18 Johann David Michaelis, Göttingische Gelehrten Anzeigen, vol. 1, 59. Stück, 17 May 1770, p. 514.
19 Christian Wilhelm von Dohm, Ueber die bürgerliche Verbesserung der Juden, Zweyter Theil, Berlin and Stettin 1783, p. 131. The letter is signed Gr. v. S. (?).
20 Moses Mendelssohn, ‘An die Freunde Lessings’, Berlin 1786, in Mendelssohn, Gesammelte Schriften. Jubiläumsausgabe, vol. 3.2, ed. by Leo Strauss, Stuttgart 1974, p. 188. In two private letters to Herz Homberg, dated 14 June 1783 and 1 March 1784, Mendelssohn again speaks of Jewish orthodoxy; cf. Mendelssohn, Gesammelte Schriften, vol. 13, ed. by Alexander Altmann, Stuttgart 1977, pp. 112 f. and p. 178.
"Another text Ascher may have known is Moses Hirschel’s Kampf der jüdische Hierarchie mit der Vernunft (1788), in which Hirschel attacked “the orthodox” Jews and the “jüdische Orthodoxie” in a Voltairian manner as representatives of superstition, ignorance, and priestly hypocrisy.21 But in Hirschel’s publication – in contrast to Ascher’s work – there is no proposal for religious change. His anti-religious polemics favour the radical abandonment of the rabbinic tradition without replacing it with any religious alternative."
"Ascher, then, was not the first Jew to write publicly about Jews being “orthodox”– as far as we know Moses Mendelssohn was. But Mendelssohn’s words about Jewish orthodoxy were incidental and not conceptual. Ascher, on the other hand . . . "
However,

1690:



1708:



1714:



1722:



1737:



1737:



1738:



1752:



1761 -- this one is actually Michaelis, who is credited above with calling Mendelssohn an Orthodox Jew in 1770:



1777:



1790:



Although it is true that many of these are really speaking about Jews in the time of Jesus I think it must be admitted that the suggestion that "before the end of the eighteenth century, [the term orthodox] had never been applied to Jews," as "orthodoxy" is a "Christian term," must be rejected as inaccurate. And it isn't as if I've read through all of early 18th century literature, and these examples are only from English texts. I'll bet the same can be shown in Latin, German, Dutch, Italian, etc.

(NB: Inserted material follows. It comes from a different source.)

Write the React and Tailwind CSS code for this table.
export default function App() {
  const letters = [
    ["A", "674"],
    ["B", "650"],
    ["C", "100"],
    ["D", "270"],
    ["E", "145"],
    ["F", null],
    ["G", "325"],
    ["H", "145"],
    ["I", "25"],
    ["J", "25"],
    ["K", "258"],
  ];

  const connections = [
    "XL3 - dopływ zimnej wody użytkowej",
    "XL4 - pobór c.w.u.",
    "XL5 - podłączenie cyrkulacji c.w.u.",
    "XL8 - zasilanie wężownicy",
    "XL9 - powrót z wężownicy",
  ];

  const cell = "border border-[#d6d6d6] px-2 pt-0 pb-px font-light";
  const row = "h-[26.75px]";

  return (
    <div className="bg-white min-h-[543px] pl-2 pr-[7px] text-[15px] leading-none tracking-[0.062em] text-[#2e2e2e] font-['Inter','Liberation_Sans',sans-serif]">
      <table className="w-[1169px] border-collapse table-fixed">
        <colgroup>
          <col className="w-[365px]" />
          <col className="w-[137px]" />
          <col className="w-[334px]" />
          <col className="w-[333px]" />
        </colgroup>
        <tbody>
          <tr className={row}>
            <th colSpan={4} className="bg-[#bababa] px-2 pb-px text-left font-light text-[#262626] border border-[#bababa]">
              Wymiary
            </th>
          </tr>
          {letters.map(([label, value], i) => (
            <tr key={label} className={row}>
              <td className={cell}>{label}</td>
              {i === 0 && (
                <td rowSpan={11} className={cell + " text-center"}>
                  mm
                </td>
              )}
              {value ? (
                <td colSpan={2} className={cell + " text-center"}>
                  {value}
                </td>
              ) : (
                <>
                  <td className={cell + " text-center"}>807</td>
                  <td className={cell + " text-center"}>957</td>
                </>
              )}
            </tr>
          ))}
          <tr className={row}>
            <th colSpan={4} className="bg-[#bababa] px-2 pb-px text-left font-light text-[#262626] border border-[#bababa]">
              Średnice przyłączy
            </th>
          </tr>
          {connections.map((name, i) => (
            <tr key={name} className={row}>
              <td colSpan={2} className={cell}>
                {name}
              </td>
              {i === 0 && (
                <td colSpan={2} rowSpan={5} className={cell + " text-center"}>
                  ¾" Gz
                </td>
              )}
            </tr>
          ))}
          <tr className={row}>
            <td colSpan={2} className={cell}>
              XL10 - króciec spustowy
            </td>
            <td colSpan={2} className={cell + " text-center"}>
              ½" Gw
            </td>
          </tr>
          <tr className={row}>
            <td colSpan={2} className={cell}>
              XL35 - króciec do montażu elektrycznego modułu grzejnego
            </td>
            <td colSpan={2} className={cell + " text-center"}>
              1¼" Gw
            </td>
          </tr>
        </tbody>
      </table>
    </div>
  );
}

Secondly, clearly Mendelssohn was not the first to write publicly about Jews being orthodox.

That said, I'll grant that Michaelis may well be the first to speak of a specific Jew as orthodox, in this case, Mendelssohn in 1770, although I suspect that really he is but the first so far noticed.

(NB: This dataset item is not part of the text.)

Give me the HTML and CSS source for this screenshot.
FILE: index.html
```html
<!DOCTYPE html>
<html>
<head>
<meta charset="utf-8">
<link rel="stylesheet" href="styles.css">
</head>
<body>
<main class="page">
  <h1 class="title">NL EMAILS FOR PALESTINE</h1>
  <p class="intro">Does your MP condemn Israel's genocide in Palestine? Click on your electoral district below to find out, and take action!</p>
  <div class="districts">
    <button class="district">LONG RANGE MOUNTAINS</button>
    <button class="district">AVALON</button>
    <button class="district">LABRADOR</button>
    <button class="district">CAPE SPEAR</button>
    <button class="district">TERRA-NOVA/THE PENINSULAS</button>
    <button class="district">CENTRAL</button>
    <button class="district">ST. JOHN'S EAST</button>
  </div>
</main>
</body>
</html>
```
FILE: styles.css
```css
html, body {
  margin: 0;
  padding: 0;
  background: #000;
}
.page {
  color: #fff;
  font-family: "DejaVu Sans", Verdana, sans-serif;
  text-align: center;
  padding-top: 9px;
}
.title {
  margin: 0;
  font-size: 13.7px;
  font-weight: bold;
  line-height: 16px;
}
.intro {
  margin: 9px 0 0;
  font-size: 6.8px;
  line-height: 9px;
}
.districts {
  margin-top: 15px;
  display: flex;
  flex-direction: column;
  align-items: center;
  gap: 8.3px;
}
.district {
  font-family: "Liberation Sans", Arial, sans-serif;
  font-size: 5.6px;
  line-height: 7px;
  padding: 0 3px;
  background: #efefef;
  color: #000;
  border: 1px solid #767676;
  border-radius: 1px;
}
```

See also the 2007 article in Modern Judaism "So-Called Orthodoxy": The History of an Unwanted Label" by Jeffrey C. Blutinger who also discusses the history of the attempt to date the origin of the term.

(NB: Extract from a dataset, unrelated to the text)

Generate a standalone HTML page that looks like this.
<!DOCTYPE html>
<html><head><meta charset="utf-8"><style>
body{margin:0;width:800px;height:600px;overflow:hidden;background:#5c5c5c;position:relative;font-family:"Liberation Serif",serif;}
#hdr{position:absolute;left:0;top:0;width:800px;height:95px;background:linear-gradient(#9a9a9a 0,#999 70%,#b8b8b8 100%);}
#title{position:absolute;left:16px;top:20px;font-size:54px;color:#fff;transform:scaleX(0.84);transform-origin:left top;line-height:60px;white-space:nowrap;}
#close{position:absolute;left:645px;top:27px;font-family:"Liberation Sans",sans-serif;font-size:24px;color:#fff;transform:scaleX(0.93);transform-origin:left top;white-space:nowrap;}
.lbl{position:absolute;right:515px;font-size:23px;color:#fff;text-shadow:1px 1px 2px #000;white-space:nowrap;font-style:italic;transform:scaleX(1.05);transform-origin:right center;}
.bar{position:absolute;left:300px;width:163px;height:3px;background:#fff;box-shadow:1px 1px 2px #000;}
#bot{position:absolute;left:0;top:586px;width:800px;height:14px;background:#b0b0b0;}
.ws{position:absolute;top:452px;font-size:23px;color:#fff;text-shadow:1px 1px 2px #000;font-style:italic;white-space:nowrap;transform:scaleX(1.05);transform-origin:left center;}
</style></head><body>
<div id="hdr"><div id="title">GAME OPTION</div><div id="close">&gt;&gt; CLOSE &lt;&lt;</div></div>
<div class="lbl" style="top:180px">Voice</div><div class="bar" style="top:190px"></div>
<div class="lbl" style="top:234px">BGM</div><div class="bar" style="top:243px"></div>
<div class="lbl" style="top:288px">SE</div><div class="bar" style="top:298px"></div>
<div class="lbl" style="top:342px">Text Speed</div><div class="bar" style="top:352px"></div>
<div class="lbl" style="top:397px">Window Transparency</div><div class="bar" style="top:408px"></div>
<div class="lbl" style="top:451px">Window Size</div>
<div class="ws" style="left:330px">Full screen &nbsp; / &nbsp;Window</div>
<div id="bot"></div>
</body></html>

He writes that for a long time it was thought that the published transactions of the Parisian Sanhedrin (1806) were the first use of the term (although I think he meant first published). Below is the reference from the 1807 English translation, the Transactions of the Parisian Sanhedrim [sic] or Acts of the Assembly of Israelitish Deputies of France and Italy Convoked at Paris by an Imperial and Royal Decree, dated May 30, 1806:



Blutinger recounts that in 1956 that date was pushed back to 1795, when the term was found in an issue of the Berlin Monatsschrift. Later Blutinger adds his opinion that Mendelssohn seems to have been the first Jew to use the term Orthodox, however he found this in a letter from 1755, which is 15 years earlier than the letter Schulte found the term in. In any event, the article usefully notes that in its original late 18th century use the terms means "Anti- or Un- enlightened." This is how it was used by 18th century Aufklarung (men of the Englightenment) and this is how it was used by those Jews who had used it. Later it took on the connotation of "Anti-Reform." Obviously the examples I have uncovered have nothing to do with the Englightenment. However, we see that term was most certainly used by writers wanting to contrast something with what was supposed to be the standard or normative -- orthodox -- Judaism.